We detected the issue from indirect alerts, and a second-level alert (logstash) is what paged us
The log ingestion pipeline can't survive a large incoming volume of messages

Where did we get lucky?

Logstash paging made more people come online and look at the issue than would have happened otherwise, in the absence of more precise alerting.

Links to relevant documentation

Network monitoring is the best source of information about such issues, but there is no runbook for "damaged fiber by activity in the datacenter", and it would be strange if it existed.

Incident_documentation/20190723-logstash describes the logstash outage that was closely related to this incident

Actionables

NOTE: Please add the #wikimedia-incident Phabricator project to these follow-up tasks and move them to the "follow-up/actionable" column.
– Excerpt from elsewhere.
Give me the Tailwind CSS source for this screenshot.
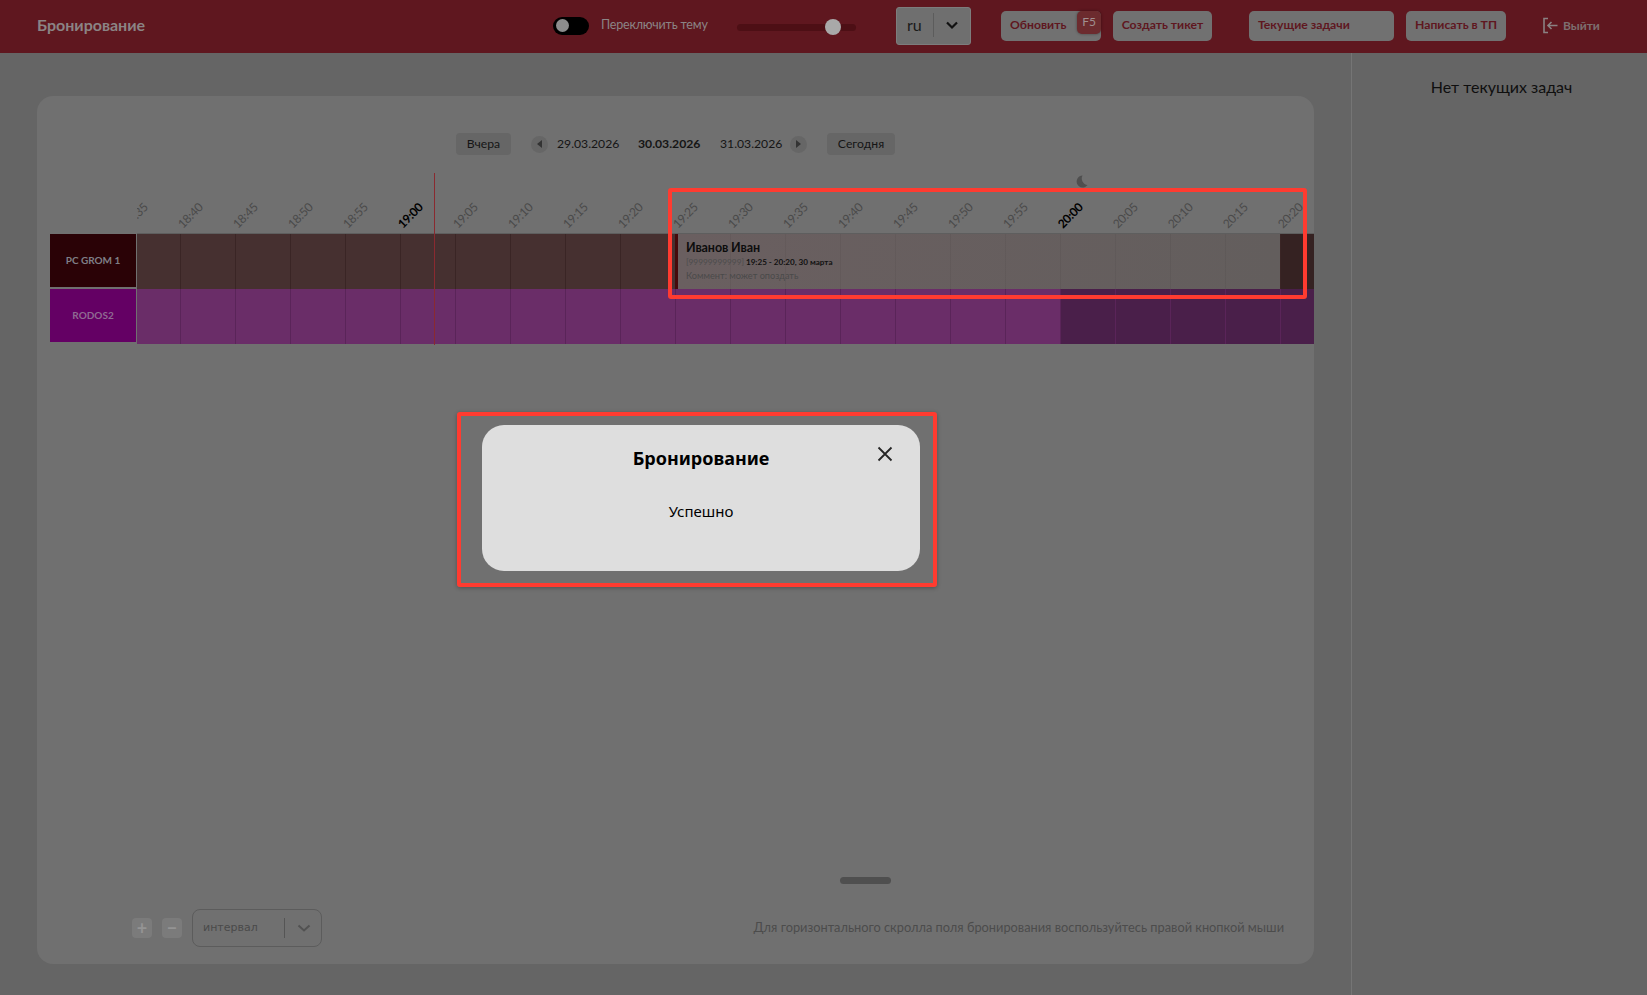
<!DOCTYPE html>
<html lang="ru">
<head>
    <meta charset="UTF-8">
    <title>Бронирование</title>
    <script src="https://cdn.jsdelivr.net/npm/@tailwindcss/browser@4"></script>
</head>
<body class="relative h-[995px] w-[1647px] overflow-hidden bg-[#656565] font-['Lato','Noto_Sans',sans-serif] text-[#111]">

    <header class="flex h-[53px] items-center bg-[#5f171f] pb-[2px] pl-[37px] text-[#8b8485]">
        <h1 class="w-[516px] pb-[1px] text-[16px] font-bold">Бронирование</h1>
        <div class="flex h-[18px] w-[36px] items-center rounded-full bg-black pl-[3px]">
            <span class="size-[13px] rounded-full bg-[#8d8d8d]"></span>
        </div>
        <span class="ml-[12px] w-[136px] text-[12.5px] tracking-[-0.2px]">Переключить тему</span>
        <div class="relative mt-[3px] h-[7px] w-[119px] rounded-full bg-[#4d0f15]">
            <span class="absolute top-[-5px] left-[88px] size-[16px] rounded-full bg-[#a9a9a9]"></span>
        </div>
        <div class="ml-[40px] flex h-[38px] w-[75px] items-center rounded-[3px] border border-[#7d7d7d] bg-[#6f6f6f] pb-[1px]">
            <span class="w-[36px] pl-[10px] text-[16px] text-[#1a1a1a]">ru</span>
            <span class="h-[24px] w-px bg-[#5c5c5c]"></span>
            <svg class="ml-[11px] size-[14px]" viewBox="0 0 14 14" fill="none" stroke="#111" stroke-width="2.2"><path d="M2 4.5l5 5 5-5"/></svg>
        </div>
        <div class="relative ml-[30px] flex h-[30px] w-[100px] items-center rounded-[5px] bg-[#717171] pl-[9px] text-[12.2px] font-bold text-[#5f171f]">
            Обновить
            <span class="absolute top-0 right-0 flex h-[23px] w-[24px] items-center justify-center rounded-[5px] bg-[#6c2b2e] text-[12px] font-normal text-[#a08f90] shadow-[0_0_3px_rgba(0,0,0,0.4)]">F5</span>
        </div>
        <div class="ml-[12px] flex h-[30px] w-[99px] items-center justify-center rounded-[5px] bg-[#717171] text-[12.2px] font-bold text-[#5f171f]">Создать тикет</div>
        <div class="ml-[37px] flex h-[30px] w-[145px] items-center rounded-[5px] bg-[#717171] pl-[9px] text-[12.2px] font-bold text-[#5f171f]">Текущие задачи</div>
        <div class="ml-[12px] flex h-[30px] w-[100px] items-center justify-center rounded-[5px] bg-[#717171] text-[12.2px] font-bold text-[#5f171f]">Написать в ТП</div>
        <div class="ml-[36px] flex items-center gap-[4px] text-[12px] font-bold text-[#7d6f70]">
            <svg class="size-[17px]" viewBox="0 0 17 17" fill="none" stroke="#8a8182" stroke-width="1.6"><path d="M6 1.5H2v14h4"/><path d="M15.5 8.5H6M9.5 5l-3.5 3.5 3.5 3.5"/></svg>
            Выйти
        </div>
    </header>

    <div class="flex h-[942px]">
        <main class="h-full w-[1351px] pt-[43px] pl-[37px]">
            <section class="relative h-[868px] w-[1277px] rounded-[16px] bg-[#707070] pt-[37px] pl-[13px]">
                <nav class="flex h-[22px] items-center pl-[406px] text-[12.2px] text-[#151515]">
                    <span class="flex h-[22px] w-[55px] items-center justify-center rounded-[4px] bg-[#666]">Вчера</span>
                    <span class="ml-[20px] flex size-[17px] items-center justify-center rounded-full bg-[#666]"><span class="h-0 w-0 border-y-[4px] border-r-[5px] border-y-transparent border-r-[#333]"></span></span>
                    <span class="ml-[9px] w-[61px]">29.03.2026</span>
                    <span class="ml-[20px] w-[62px] font-bold whitespace-nowrap">30.03.2026</span>
                    <span class="ml-[20px] w-[61px]">31.03.2026</span>
                    <span class="ml-[9px] flex size-[17px] items-center justify-center rounded-full bg-[#666]"><span class="h-0 w-0 border-y-[4px] border-l-[5px] border-y-transparent border-l-[#333]"></span></span>
                    <span class="ml-[20px] flex h-[22px] w-[68px] items-center justify-center rounded-[4px] bg-[#666]">Сегодня</span>
                </nav>

                <div class="mt-[18px] flex">
                    <div class="w-[87px] shrink-0 pt-[61px] pr-px">
                        <div class="flex h-[53px] items-center justify-center bg-[#2a0206] text-[10px] font-bold text-[#7f7f86]">PC GROM 1</div>
                        <div class="mt-[2px] flex h-[53px] items-center justify-center bg-[#640064] text-[10px] font-bold text-[#8f6a92]">RODOS2</div>
                    </div>
                    <div class="relative h-[172px] w-[1177px] overflow-hidden">
                        <div id="timeline" class="relative ml-[-12px] w-[1300px]">
                            <div id="labels" class="flex h-[61px] border-b border-[#5e5e5e]"></div>
                            <div id="row1" class="relative flex h-[55px]"></div>
                            <div id="row2" class="flex h-[55px]"></div>
                            <div class="absolute top-[61px] left-[550px] flex h-[55px] w-[605px] flex-col border-l-[3px] border-[#460a0c] bg-[repeating-linear-gradient(90deg,transparent_0,transparent_52px,rgba(0,0,0,0.05)_52px,rgba(0,0,0,0.05)_53px,transparent_53px,transparent_55px),linear-gradient(90deg,#6a5f60,#635e5d)] pl-[8px]">
                                <span class="mt-[6px] text-[12.5px] leading-[16px] font-bold tracking-[-0.1px] text-[#0d0d0d]">Иванов Иван</span>
                                <span class="text-[8.1px] leading-[12px] font-bold text-[#111]"><span class="text-[8.3px] font-normal text-[#4c4c4c]">[99999999999]</span> 19:25 - 20:20, 30 марта</span>
                                <span class="mt-[2px] text-[9.2px] leading-[12px] text-[#4a4a4a]">Коммент: может опоздать</span>
                            </div>
                            <span class="absolute top-0 left-[309px] h-[172px] w-px bg-[#8a2a30]"></span>
                            <svg class="absolute top-[2px] left-[950px] size-[13px]" viewBox="0 0 13 13" fill="#4f4f4f"><path d="M7.5 0.5A6 6 0 1 0 12.5 10 6.5 6.5 0 0 1 7.5 0.5z"/></svg>
                        </div>
                    </div>
                </div>

                <div class="absolute top-[781px] left-[803px] h-[7px] w-[51px] rounded-full bg-[#4f4f4f]"></div>

                <div class="absolute right-[30px] bottom-[17px] left-[95px] flex h-[38px] items-center">
                    <span class="flex size-[20px] items-center justify-center rounded-[4px] bg-[#7b7b7b] text-[18px] leading-none font-bold text-[#949494]">+</span>
                    <span class="ml-[10px] flex size-[20px] items-center justify-center rounded-[4px] bg-[#7b7b7b] text-[18px] leading-none font-bold text-[#949494]">−</span>
                    <div class="ml-[10px] flex h-[38px] w-[130px] items-center rounded-[8px] border border-[#5c5c5c]">
                        <span class="w-[91px] pl-[10px] font-['DejaVu_Sans'] text-[11px] text-[#4a4a4a]">интервал</span>
                        <span class="h-[20px] w-px bg-[#555]"></span>
                        <svg class="ml-[12px] size-[14px]" viewBox="0 0 14 14" fill="none" stroke="#525252" stroke-width="2"><path d="M1.5 4.5l5.5 5 5.5-5"/></svg>
                    </div>
                    <span class="ml-auto text-[12.8px] text-[#4c4c4c]">Для горизонтального скролла поля бронирования воспользуйтесь правой кнопкой мыши</span>
                </div>
            </section>
        </main>
        <aside class="h-full flex-1 border-l border-[#757575] pt-[22px] pl-[4px] text-center text-[16px] text-[#0f0f0f]">Нет текущих задач</aside>
    </div>

    <!-- затемнённая подсветка и окно поверх страницы -->
    <div class="absolute top-[188px] left-[668px] h-[111px] w-[639px] rounded-[3px] border-4 border-[#ff3b30]"></div>
    <div class="absolute top-[412px] left-[457px] h-[175px] w-[480px] rounded-[3px] border-4 border-[#ff3b30] shadow-[0_1px_4px_rgba(0,0,0,0.3)]"></div>
    <div class="absolute top-[425px] left-[482px] flex h-[146px] w-[438px] flex-col items-center rounded-[22px] bg-[#dedede] font-['Noto_Sans',sans-serif]">
        <h2 class="mt-[20px] text-[18px] leading-[26px] font-bold text-black">Бронирование</h2>
        <p class="mt-[29px] text-[15px] leading-[22px] text-black">Успешно</p>
        <svg class="absolute top-[21px] left-[395px] size-[16px]" viewBox="0 0 16 16" fill="none" stroke="#262626" stroke-width="1.8"><path d="M1.5 1.5l13 13M14.5 1.5l-13 13"/></svg>
    </div>

    <script>
        var labels = document.getElementById('labels');
        var row1 = document.getElementById('row1');
        var row2 = document.getElementById('row2');
        for (var i = 0; i < 22; i++) {
            var min = 18 * 60 + 35 + i * 5;
            var text = Math.floor(min / 60) + ':' + String(min % 60).padStart(2, '0');
            var hour = min % 60 === 0;
            var night = i >= 17;
            var cell = document.createElement('div');
            cell.className = 'flex h-full w-[55px] shrink-0 items-end pb-[2px] pl-[5px]';
            cell.innerHTML = '<span class="origin-bottom-left -rotate-45 text-[12px] leading-[14px] tracking-[-0.3px] whitespace-nowrap ' + (hour ? 'font-bold text-black' : 'text-[#4a4a4a]') + '">' + text + '</span>';
            labels.appendChild(cell);
            var a = document.createElement('div');
            a.className = 'h-full w-[55px] shrink-0 border-l border-[#3a2525] ' + (night ? 'bg-[#352222]' : 'bg-[#463030]');
            row1.appendChild(a);
            var b = document.createElement('div');
            b.className = 'h-full w-[55px] shrink-0 border-l border-[#5a2459] ' + (night ? 'bg-[#4a1f4a]' : 'bg-[#6a2d68]');
            row2.appendChild(b);
        }
    </script>
</body>
</html>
~~Add basic metrics, alerts and observability for VCP port statistics, see T228824 - DONE~~
Create a way to find out quickly, from the cli, which rack/row a machine is part of, from its ip/hostname. See the netbox backend for cumin already in the works.
Attach a "rack" and "row" labels for all targets scraped from a given host, to make it easy to see rack-level and row-level aggregation of metrics (task: TODO)
~~Fix the faulty VC link T228823 - DONE~~
Create a runbook entry to drop a particular class of messages from logstash's input (task: TODO)